CSP + storage = 100% solar desalination
Alarcón-Padilla contends that the only truly 100% solar desalination is with CSP, due to its ability to supply firm energy for long durations with thermal energy storage (TES). Citing the recently announced Metito plant in Saudi Arabia, reportedly powered by solar PV, he noted that when night falls the plant will switch to grid power.
"For me this is not solar desalination," he said. "True solar desalination is when you face the challenge of dealing with a variable source of energy like solar. CSP can deliver a very flat profile. It has an advantage due to its dispatchability."
"In principle PV looks cheaper, but you have the problem of no dispatchability. The energy delivery is not flat. It is variable along the day. In addition PV doesn't have cheap storage available for large capacity."
Desalination cannot be turned off when clouds pass, he pointed out. "You can have scaling problems in the membrane if you keep turning it on and off.
As a result, when PV is proposed, it must be backed up to the grid, resulting in much less than 100% solar desalination: "When this "solar" desalination plant is taking electricity from the grid, for me this is just a PV plant that puts electricity into the grid"

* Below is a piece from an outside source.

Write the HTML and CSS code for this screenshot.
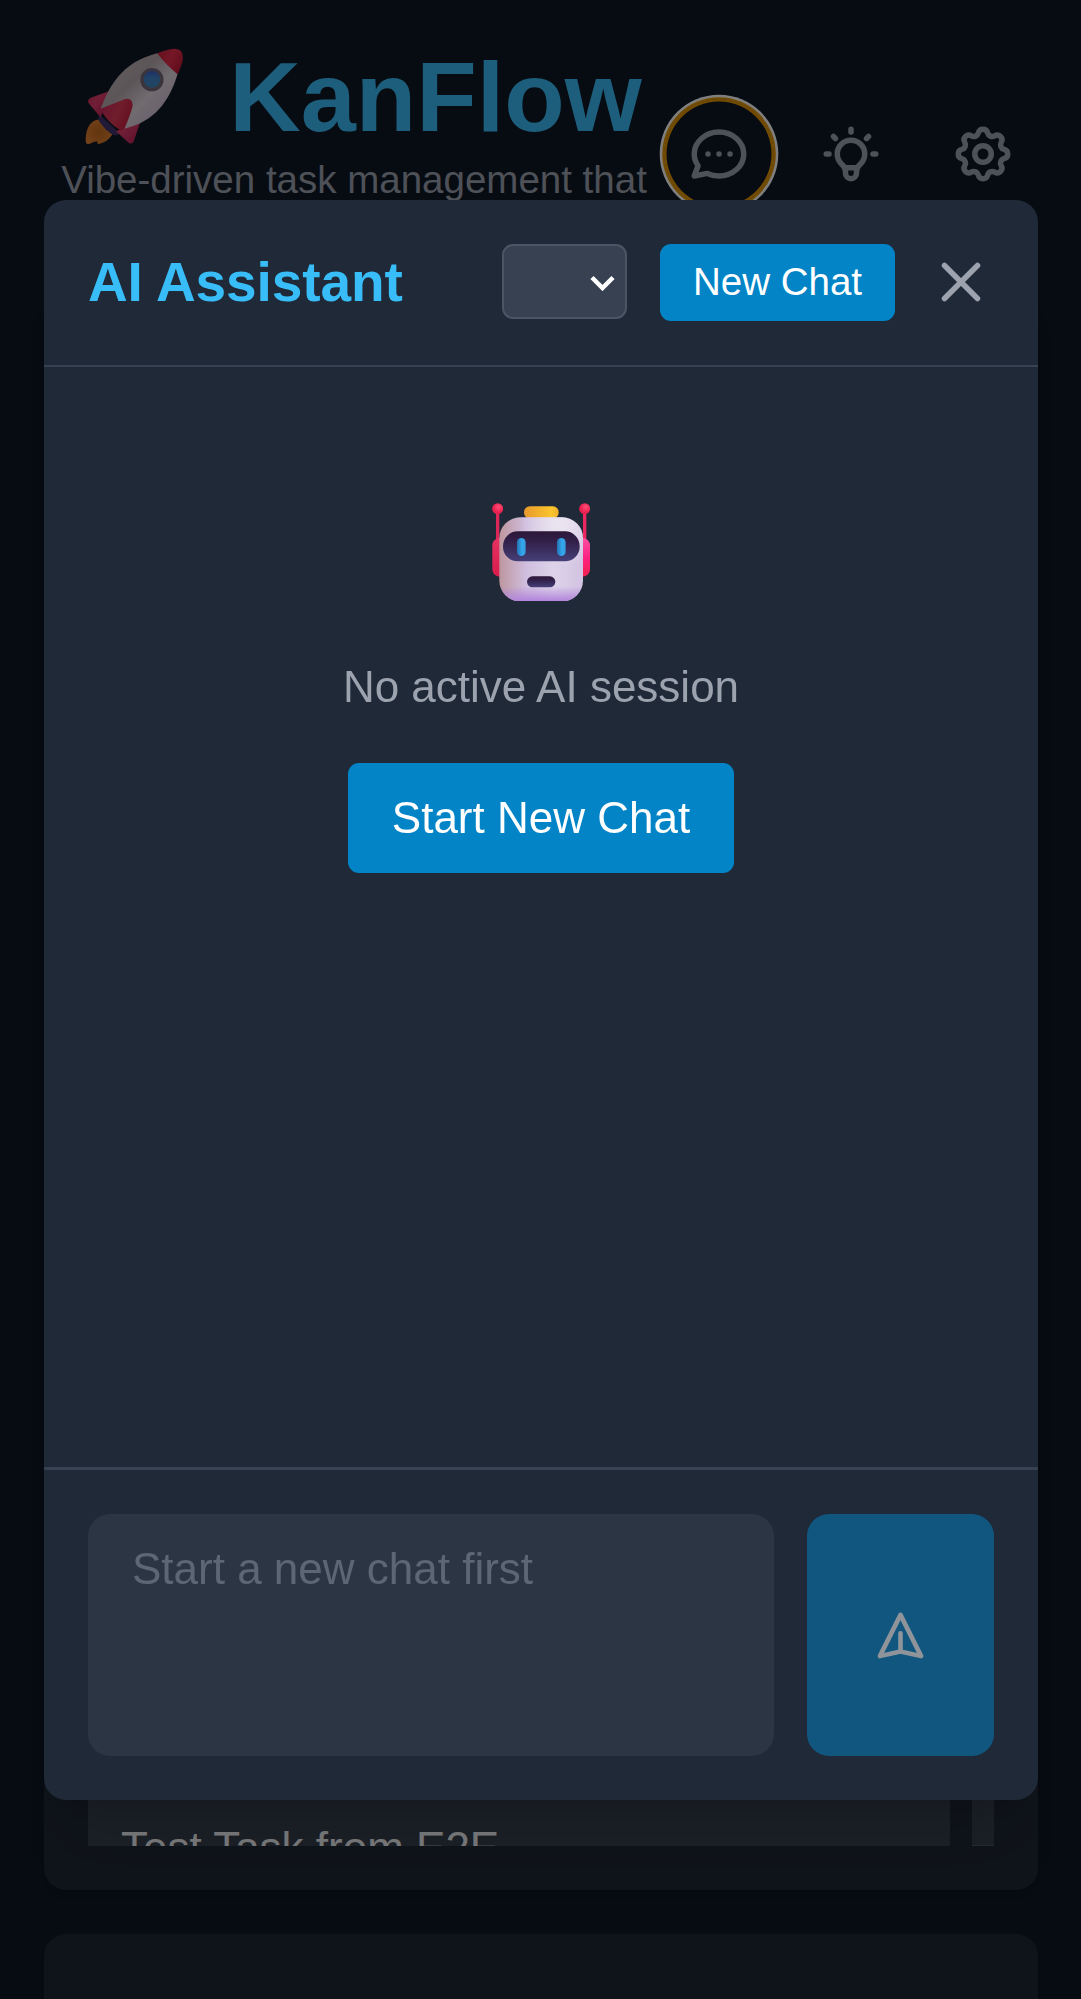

The same issue applies to CSP with no storage, of course. At sundown, without stored energy, CSP would also switch to grid power. Storage also helps financially: "You want to keep the RO plant working the maximum number of hours to reduce the impact of the investment cost and the final cost of the water."
But there's more than one kind of storage. In addition to CSP's thermal storage, both it and PV can simply store any of their surplus "spilled solar" in fresh water, increasing profitability.
"Storing energy is very expensive but storing water – just in a normal water tank – is very cheap," Alarcon-Padilla noted. "When electricity demand is low you can put the desalination modules in operation in order to produce more freshwater."